How to talk and listen to your child

by pew

How to talk and listen to your child

Communicating with your child is one of the most important aspects of parenting. Starting an effective form of communication right from birth is a must do, it is never too early to start. Not only will it make your life easier later on but it also gives your child confidence and a willingness to communicate with you. This will continue through the early years, into his teens and into adulthood too. Communication is the basis of an interactive and positive parent/child experience.

Early Communication

Most parents actually communicate better with their children in the first 12 months or so than later on. During this early period your child is totally dependant on you and you tend to ‘talk’ to him all the time. He’ll respond with smiles and gaga’s and this encourages you to talk to him even more. It is once he starts to crawl and walk and play by himself that communication can slip.

Your baby goes from always viewing your face directly, to seeing you from different angles. He has to now decipher your words from a different view point. This is not a negative thing as it helps him learn about emotions and tones. He’ll soon learn to tell from the tone of your voice what you mean.

At this stage it is so important that you are aware of this fact. Be conscious of your words and how you express them. Your child is learning your character during this time and if you are one to constantly nag or shout then this is who you are to him. You are defining yourself now, in his eyes.

Once he is crawling and walking remember to come down to his level. Do not stand above and over him all the time. Engage with him at face level and be genuinely interested in what he is trying to convey.

It is also important that you talk to your child and not at him. Encourage him to respond in whatever form he wishes to. As a baby, there will be lots of gaga stuff. You can do that too but continue to talk normally also. He’ll start to input everything from an early age and he will begin to understand you much earlier than you can ever imagine.


When you are talking about things, point at the objects too. Your child will pick this up and this will be one of the first things he will be able to use to explain himself to you. He will create his own form of sign language for you to follow. In this way he will be able to ‘talk’ to you way before he can actually talk.

Once our first daughter started to walk she also began to point and gesture to explain herself. For instance she would crouch and pat the floor with her hand when she wanted you to follow her. I never showed her this; it was something she invented herself.

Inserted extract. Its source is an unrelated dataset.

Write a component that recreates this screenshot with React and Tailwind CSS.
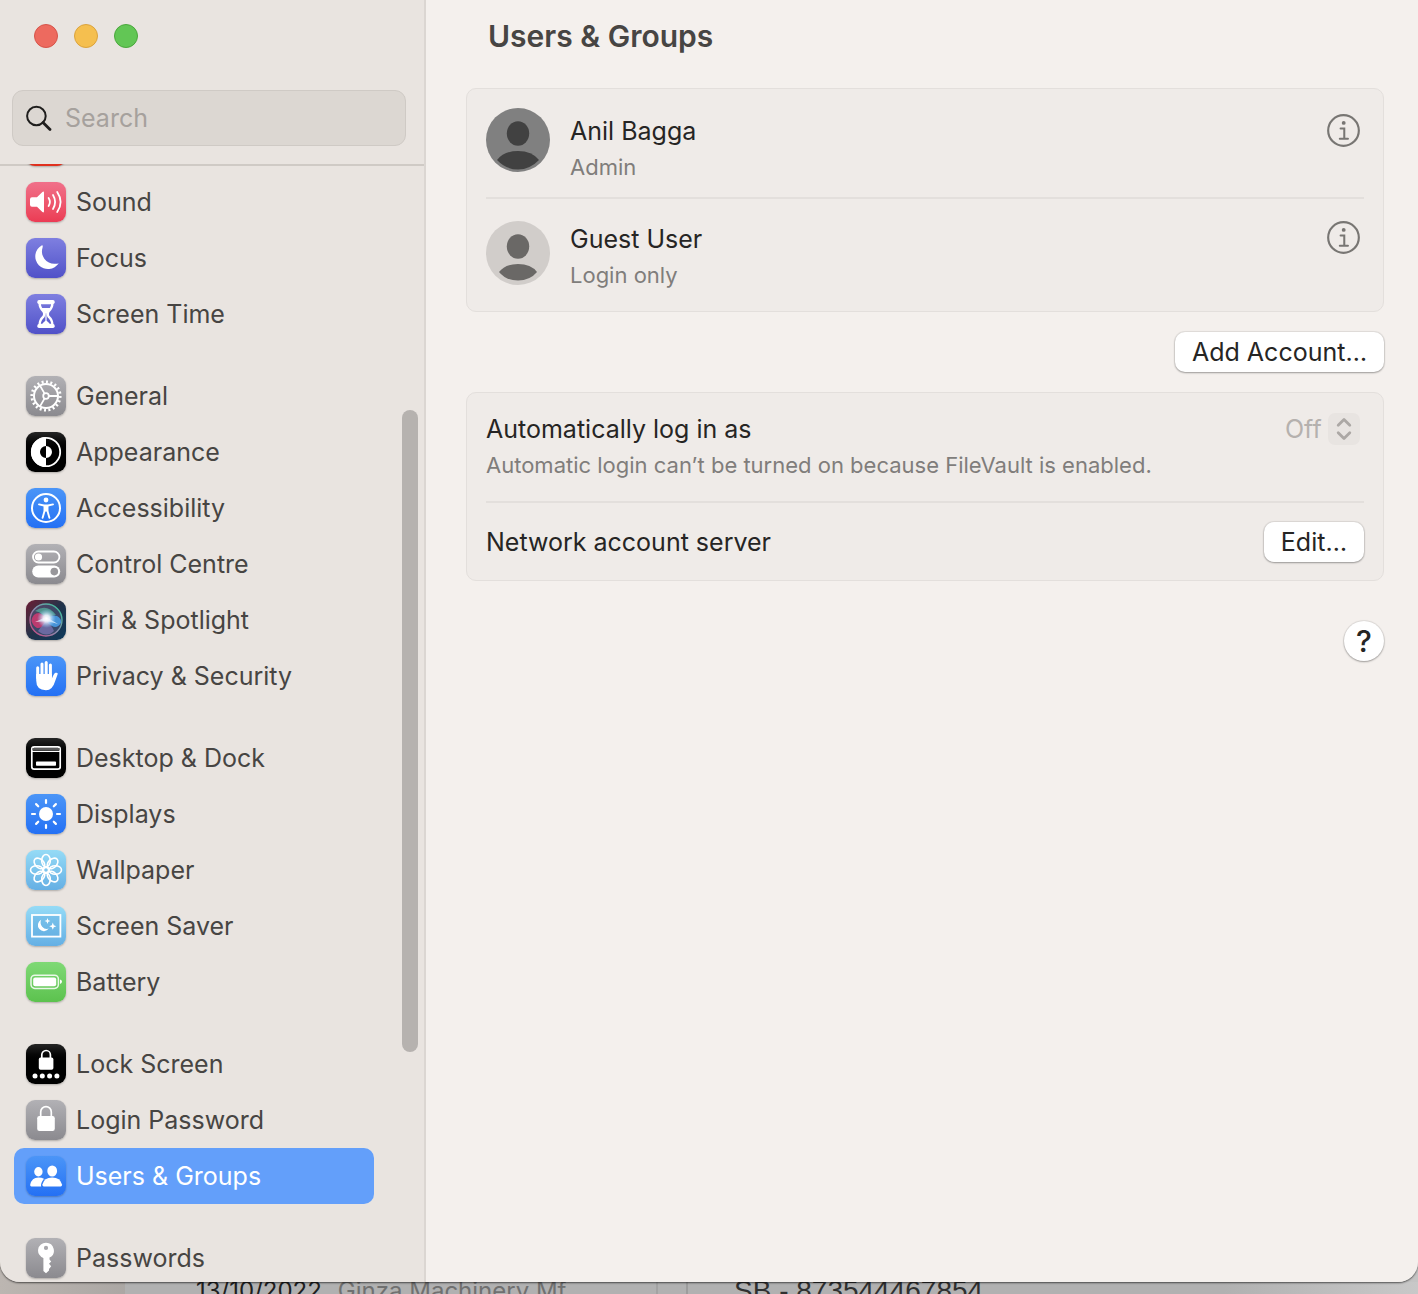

Similarly your child will start making up his own words, thinking that he is saying what you normally say but you may in fact have no idea what he is saying. But if you’ve taught him to physically point things out, he will easily explain himself when you ask him to.

Young children have an amazing capacity for learning. Our two year old only speaks a few words but understands absolutely everything, in two languages! We speak Dutch and English to her and you can give her an instruction in either language and she understands. We spoke to her from day one using both languages.

Don’t Ignore Him

When your child wants something and you don’t understand, it is vitally important you don’t let that situation go. By stopping and engaging and finding out sincerely what your child is trying to convey to you, you are telling him you care.  This stage in life sets him up forever. If he is constantly trying to get your attention and failing he’ll learn that communication with you is ineffective.

I see all too often parents ignoring their children when they are tugging at their sleeves saying ‘mummy, mummy’.  By ignoring your child you are giving the wrong messages and setting the roots for miscommunication in the future. What you do now affects your whole future together. Even if you’re talking to others and your child is seeking attention, stop for a second and explain to them that you are busy and that you’ll be with him soon, don’t just ignore him.

If your child starts to ignore what you say and doesn’t even listen then consider that you have been ignoring him too. Maybe you have been nagging too much and he is becoming ‘deaf’ to you. Children can give us great lessons about ourselves if we’re open to it.

Encouragement and Explanations

Once your child starts to talk, encourage him and join in and help him. He loves to learn and especially loves to have your approval. Use this. Certainly in discipline areas talking and listening is going to help you both. Continue to talk and explain things, always. Make sure you reinforce his attempts at communication with cuddles and praise.

If I think about it I constantly talk and explain things to my child. And I never let anything go. If my child has done something wrong I will persevere until she looks at me and listens to what I have to say. Even if she doesn’t understand she gets the idea you are explaining something important. This realization alone aids her in differentiating between my  ’voices’.

By always listening and showing interest your child will be more inclined to communicate with you. It starts at an early age but you have set the roots for continued communication at this stage already.

To summarize; 

  • Start talking to your child from an early age
  • Be conscious of the tones of voice you use
  • Go down to his level to talk, face to face
  • Talk to him and not at him
  • Encourage him to point and explain what he means
  • Always explain everything
  • Don’t slip into a habit of ignoring

If you use these few simple steps you’ll master the art of knowing how to listen so your child will talk and talk so your child will listen.

{ 1 comment… read it below or add one }

Julie March 19, 2009 at 8:11 pm

Well that makes complete sense… I look at my childhood differently again thanx to you! As you’ve written, children have great lessons to teach us. And even if I don’t have any little ones at this point of my life, I can talk to the little girl in me and understand her more than ever. As negative and positive feelings arise in day-to-day life or facing certain situations, I can relate it easily to how I felt supported, cared and at the end loved in the first years of my life. Thank you!